Media partners?
August 22, 2016The "Global Times" (GT), a subsidiary of the "People's Daily" and the Chinese Communist Party's official newspaper, recently opined that Australia is a paper cat unworthy of the more usual title of paper tiger. However, it didn't end there. "Australia's power means nothing compared to the security of China. If Australia steps into the South China Sea waters, it will be an ideal target for China to warn and strike," the paper wrote.
This was in retaliation for Foreign Minister Julie Bishop's vocal support of the result of the Hague's Permanent Court of Arbitration's finding against China over the so-called nine-dash line in the South China Sea that has interfered with Philippine fishing rights.
However, only a few months ago Bishop hosted Liu Qibao, head of the Communist Party of China's (CPC) central propaganda bureau. At the same time a deal was announced between the People's Daily and Fairfax Media. Each month "The Sydney Morning Herald," "The Age" and "The Australian Financial Review" will run an eight-page print-only liftout called China Watch. Sky News and the Australia China Research Institute, headed by former Labor Foreign Minister Bob Carr, also signed deals.

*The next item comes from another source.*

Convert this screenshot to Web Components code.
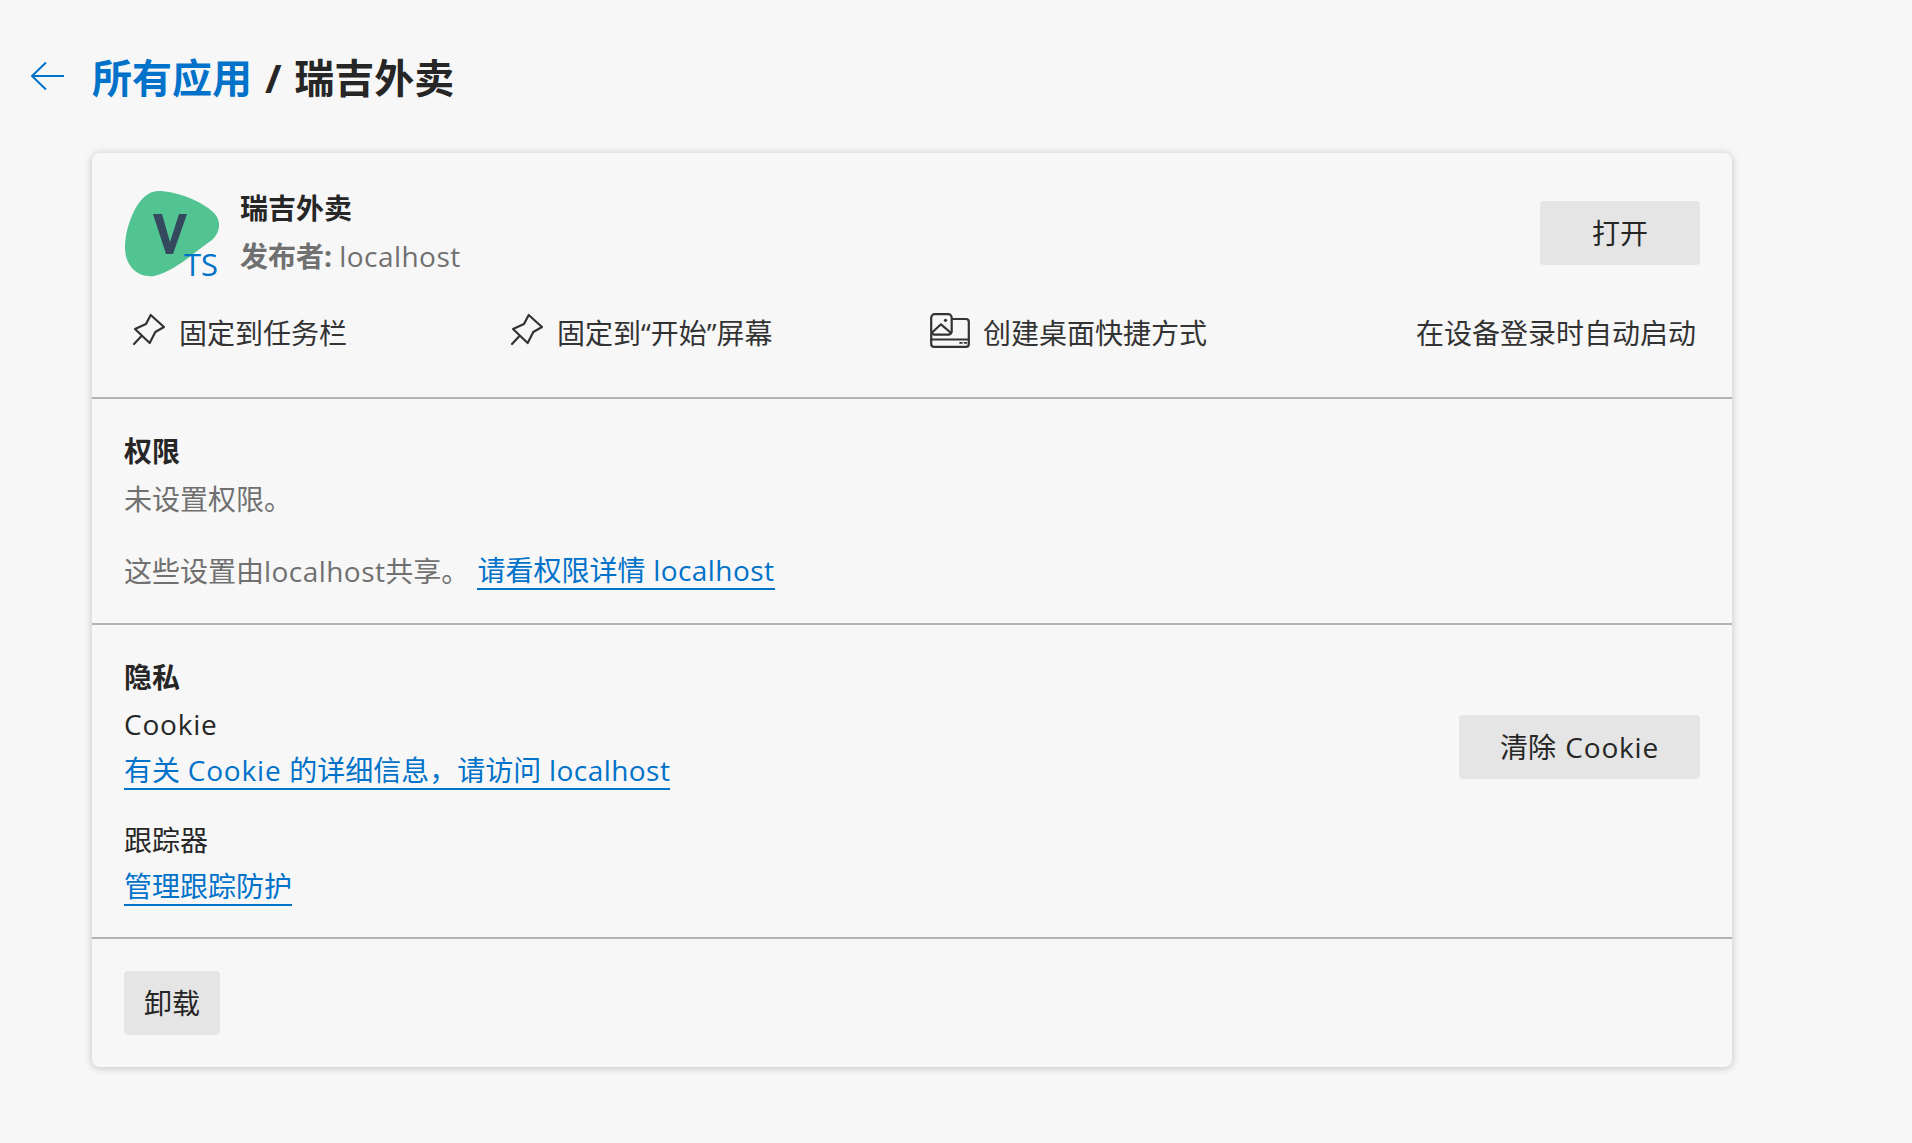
<!DOCTYPE html>
<html lang="zh">
<head>
<meta charset="utf-8">
<title>瑞吉外卖</title>
<style>
  html, body { margin: 0; background: #f7f7f7; }
  body {
    font: 28px/40px "Open Sans", "Noto Sans CJK SC", sans-serif;
    color: #262626;
    height: 1143px;
    overflow: hidden;
  }
</style>
</head>
<body>
<app-page>
  <page-title slot="title"></page-title>
  <app-card>
    <app-header></app-header>
    <card-section>
      <perm-info></perm-info>
    </card-section>
    <card-section>
      <privacy-info></privacy-info>
    </card-section>
    <card-section last>
      <ui-button narrow>卸载</ui-button>
    </card-section>
  </app-card>
</app-page>

<script>
const BLUE = '#0072c9';

const PIN = `<svg width="34" height="34" viewBox="0 0 34 34" fill="none" stroke="#333" stroke-width="2.2" stroke-linejoin="round" stroke-linecap="round">
  <path d="M18.7 2 L32 14 L23.3 19 L17.7 30 L3 16 L14 11 Z"/><path d="M9.5 23 L2 31"/></svg>`;

const SHORTCUT = `<svg width="40" height="35" viewBox="0 0 40 35" fill="none" stroke="#333" stroke-width="2.2" stroke-linejoin="round" stroke-linecap="round">
  <rect x="1.2" y="1.2" width="20.5" height="20.5" rx="3.5"/><path d="M1.5 20 L11 11.3 L21 20"/><circle cx="15.5" cy="7.3" r="1.6" fill="#333" stroke="none"/>
  <path d="M22 6 H36 Q38.8 6 38.8 9 V31 Q38.8 33.8 36 33.8 H4 Q1.2 33.8 1.2 31 V21"/><path d="M1.2 26.5 H38.8"/><path d="M30 29.8 H32 M34.5 29.8 H36.5" stroke-width="1.8"/></svg>`;

class AppPage extends HTMLElement {
  constructor() {
    super();
    this.attachShadow({ mode: 'open' });
    this.shadowRoot.innerHTML = /*html*/`
    <style>
      :host { display: block; padding: 50px 0 0 30px; }
      .body { margin: 48px 0 0 62px; width: 1640px; }
    </style>
    <slot name="title"></slot>
    <div class="body"><slot></slot></div>
    `;
  }
}

class PageTitle extends HTMLElement {
  constructor() {
    super();
    this.attachShadow({ mode: 'open' });
    this.shadowRoot.innerHTML = /*html*/`
    <style>
      :host { display: flex; align-items: center; height: 55px; }
      svg { display: block; margin: -3px 27px 0 0; }
      h1 { margin: 0; font-size: 40px; line-height: 55px; font-weight: 700; color: #262626; word-spacing: 2.5px; }
      a { color: ${BLUE}; text-decoration: none; }
    </style>
    <svg width="35" height="30" viewBox="0 0 35 30" fill="none" stroke="${BLUE}" stroke-width="2">
      <path d="M34 15 H2"/><path d="M16 1.5 L2 15 L16 28.5"/>
    </svg>
    <h1><a href="#">所有应用</a> / 瑞吉外卖</h1>
    `;
  }
}

class AppCard extends HTMLElement {
  constructor() {
    super();
    this.attachShadow({ mode: 'open' });
    this.shadowRoot.innerHTML = /*html*/`
    <style>
      :host {
        display: block;
        background: #f7f7f7;
        border-radius: 8px;
        box-shadow: 0 1px 8px rgba(0, 0, 0, .22);
      }
    </style>
    <slot></slot>
    `;
  }
}

class CardSection extends HTMLElement {
  constructor() {
    super();
    this.attachShadow({ mode: 'open' });
    this.shadowRoot.innerHTML = /*html*/`
    <style>
      :host { display: block; padding: 28px 32px; border-top: 2px solid #b3b3b3; }
      :host([last]) { padding: 32px; }
    </style>
    <slot></slot>
    `;
  }
}

class UiButton extends HTMLElement {
  constructor() {
    super();
    this.attachShadow({ mode: 'open' });
    this.shadowRoot.innerHTML = /*html*/`
    <style>
      :host {
        display: inline-flex;
        align-items: center;
        justify-content: center;
        height: 64px;
        min-width: 96px;
        padding: 0 41px;
        box-sizing: border-box;
        background: #e5e5e5;
        border-radius: 4px;
        color: #262626;
        word-spacing: 2px;
      }
      :host([narrow]) { padding: 0 20px; }
      :host([wide]) { min-width: 160px; }
    </style>
    <span><slot></slot></span>
    `;
  }
}

class UiLink extends HTMLElement {
  constructor() {
    super();
    this.attachShadow({ mode: 'open' });
    this.shadowRoot.innerHTML = /*html*/`
    <style>
      :host { display: inline-block; line-height: 36px; height: 38px; word-spacing: .5px; }
      a { display: inline-block; color: ${BLUE}; text-decoration: none; border-bottom: 2px solid ${BLUE}; }
    </style>
    <a href="#"><slot></slot></a>
    `;
  }
}

// latin runs are a bit wider in the reference font
class LatinText extends HTMLElement {
  constructor() {
    super();
    this.attachShadow({ mode: 'open' });
    // no whitespace around the slot, this element sits inside a line of text
    this.shadowRoot.innerHTML = `<style>:host { display: inline; letter-spacing: .45px; } :host([wide]) { letter-spacing: .8px; }</style><slot></slot>`;
  }
}

class ActionItem extends HTMLElement {
  constructor() {
    super();
    this.attachShadow({ mode: 'open' });
    this.shadowRoot.innerHTML = /*html*/`
    <style>
      :host { display: flex; align-items: center; column-gap: 13px; color: #333; }
      .icon { display: flex; margin-top: -6px; }
      .icon:empty { display: none; }
    </style>
    <span class="icon"></span><slot></slot>
    `;
    const kind = this.getAttribute('icon');
    if (kind) this.shadowRoot.querySelector('.icon').innerHTML = kind === 'pin' ? PIN : SHORTCUT;
  }
}

class AppHeader extends HTMLElement {
  constructor() {
    super();
    this.attachShadow({ mode: 'open' });
    this.shadowRoot.innerHTML = /*html*/`
    <style>
      :host { display: block; padding: 32px 32px 0; height: 244px; box-sizing: border-box; }
      .top { display: flex; align-items: flex-start; }
      .logo { width: 100px; height: 92px; flex: none; display: block; margin-top: 5px; overflow: visible; }
      .info { margin-left: 16px; flex: 1; }
      .name { font-weight: 700; line-height: 47px; }
      .pub { color: #707070; line-height: 48px; }
      ui-button { margin-top: 16px; }
      .actions { display: grid; grid-template-columns: 378px 420px 1fr auto; align-items: center; margin: 31px 4px 0 8px; }
    </style>
    <div class="top">
      <svg class="logo" viewBox="0 0 100 92">
        <path d="M34 1 C52 1 78 11 90 23 C98 31 96 43 88 50 C70 62 52 81 30 86 C14 88 1 76 1 58 C1 36 14 1 34 1 Z" fill="#52c491"/>
        <path d="M29 24 L38 24 L46 52 L55 24 L63 24 L49 64 L42 64 Z" fill="#34495e"/>
        <text x="60" y="86" font-family="Open Sans, sans-serif" font-size="31" fill="${BLUE}">TS</text>
      </svg>
      <div class="info">
        <div class="name">瑞吉外卖</div>
        <div class="pub"><b>发布者:</b> <latin-text>localhost</latin-text></div>
      </div>
      <ui-button wide>打开</ui-button>
    </div>
    <div class="actions">
      <action-item icon="pin">固定到任务栏</action-item>
      <action-item icon="pin">固定到“开始”屏幕</action-item>
      <action-item icon="shortcut">创建桌面快捷方式</action-item>
      <action-item>在设备登录时自动启动</action-item>
    </div>
    `;
  }
}

class PermInfo extends HTMLElement {
  constructor() {
    super();
    this.attachShadow({ mode: 'open' });
    this.shadowRoot.innerHTML = /*html*/`
    <style>
      :host { display: block; color: #707070; line-height: 48px; }
      .head { font-weight: 700; color: #262626; }
      .share { margin-top: 24px; display: flex; align-items: center; column-gap: 8px; }
    </style>
    <div class="head">权限</div>
    <div>未设置权限。</div>
    <div class="share"><span>这些设置由<latin-text>localhost</latin-text>共享。</span><ui-link>请看权限详情 <latin-text>localhost</latin-text></ui-link></div>
    `;
  }
}

class PrivacyInfo extends HTMLElement {
  constructor() {
    super();
    this.attachShadow({ mode: 'open' });
    this.shadowRoot.innerHTML = /*html*/`
    <style>
      :host { display: flex; justify-content: space-between; align-items: flex-start; }
      .head { font-weight: 700; line-height: 48px; }
      .line { line-height: 46px; height: 46px; }
      .tracker { margin-top: 24px; }
      ui-button { margin-top: 62px; }
    </style>
    <div>
      <div class="head">隐私</div>
      <div class="line"><latin-text wide>Cookie</latin-text></div>
      <div class="line"><ui-link>有关 <latin-text wide>Cookie</latin-text> 的详细信息，请访问 <latin-text>localhost</latin-text></ui-link></div>
      <div class="line tracker">跟踪器</div>
      <div class="line"><ui-link>管理跟踪防护</ui-link></div>
    </div>
    <ui-button>清除 <latin-text wide>Cookie</latin-text></ui-button>
    `;
  }
}

customElements.define('latin-text', LatinText);
customElements.define('ui-button', UiButton);
customElements.define('ui-link', UiLink);
customElements.define('action-item', ActionItem);
customElements.define('app-header', AppHeader);
customElements.define('perm-info', PermInfo);
customElements.define('privacy-info', PrivacyInfo);
customElements.define('card-section', CardSection);
customElements.define('app-card', AppCard);
customElements.define('page-title', PageTitle);
customElements.define('app-page', AppPage);
</script>
</body>
</html>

While this may come across as something of a conflicting strategy, it's not that far-fetched and is part of a new approach. "I think (foreign) reporters just love juicy quotes and GT is very good at that. China Daily, Xinhua and PD (the People's Daily) are boring in that regard... I think GT editors have good tabloid instinct and they are good at playing this game. Their semi-automomous status gives them 'plausible deniability,'" Peter Cai, a research fellow at Australian foreign policy think tank the Lowy Institute, told DW. Calling for a strike on Australian vessels in South China Sea waters certainly got coverage.
China's efforts in Australia
As a result, many media outlets, including some in the Fairfax stable, have run worried stories over the infiltration of Chinese propaganda. The "Financial Review" also pointed out that many Australian school children now learn more than just Mandarin paid for by Beijing, but also China's main political talking points.

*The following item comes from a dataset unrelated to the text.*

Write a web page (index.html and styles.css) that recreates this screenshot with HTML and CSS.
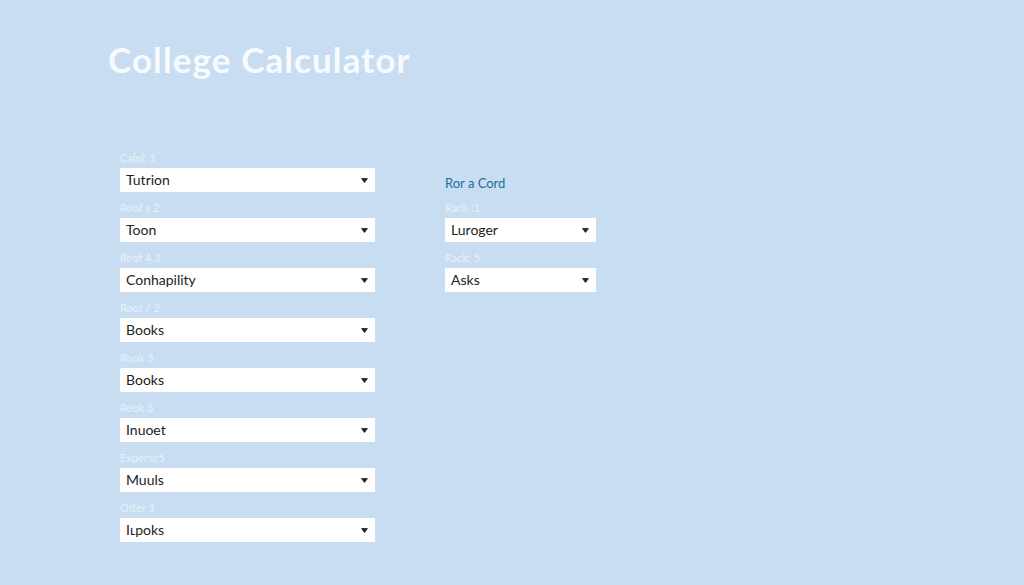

Yet is Australia that important to Beijing, compared to the central importance Australia places on the relationship with its largest trade partner?
Propaganda efforts in Australia, it seems, are something of an afterthought for the superpower. "I would say that Australia is quite peripheral to China's regional and global concerns (just the opposite of Australia's view of China)," Professor David Shambaugh, a China expert with George Washington University, told DW.
Indeed, Peter Cai notes that China's efforts to push its message have a lot more money and manpower expended in the US and Africa.
The more pernicious influence of Beijing's propaganda department might not be its English-language posturing, but the influence it has over Chinese-language publications in Australia and its attempts to sway the large Chinese diaspora in its claims over the South China Sea.
"Beijing has extended its messaging control over almost all the Chinese-language media in Australia, Australian Chinese media sources say... as the government steps up efforts to filter what the Chinese diaspora consumes," wrote the "Sydney Morning Herald."
Chinese whispers
Broadly speaking, Australia views China favorably. According to a recent poll by the Lowy Institute, Australians rate most aspects of the relationship well and generally have positive feelings toward China, a trend that has been growing in recent years. "Strikingly, China now has a clear lead over Japan as Australia's best friend in Asia, which was not the case when we first asked this question two years ago," wrote the institute's director. However 74 percent are also in favor of Australian freedom of navigation patrols in the South China Sea, a very serious sticking point for China.
"For cultural diplomacy in general, I think China is doing a poor job, unfortunately. So much more can be done, but the system is rigid and only produces low quality stuff. A pity," Associate Professor Dingding Chen from the University of Macau and non-resident fellow at the Global Public Policy Institute, told DW.
Funnily enough, even the CPC agrees that its "propaganda sucks" according to The Shanghaiist, though that may be down to the fact that arts and letters are not considered Marxist enough.
Possibly the CPC should spend more time on studying entertainment rather than ideology. Then again, as Shambaugh notes, maybe they don't care. "They probably barely monitor it on that kind of investment-return basis and simply take out these ads because the budget is allocated and they are high-profile newspapers," said Shambaugh.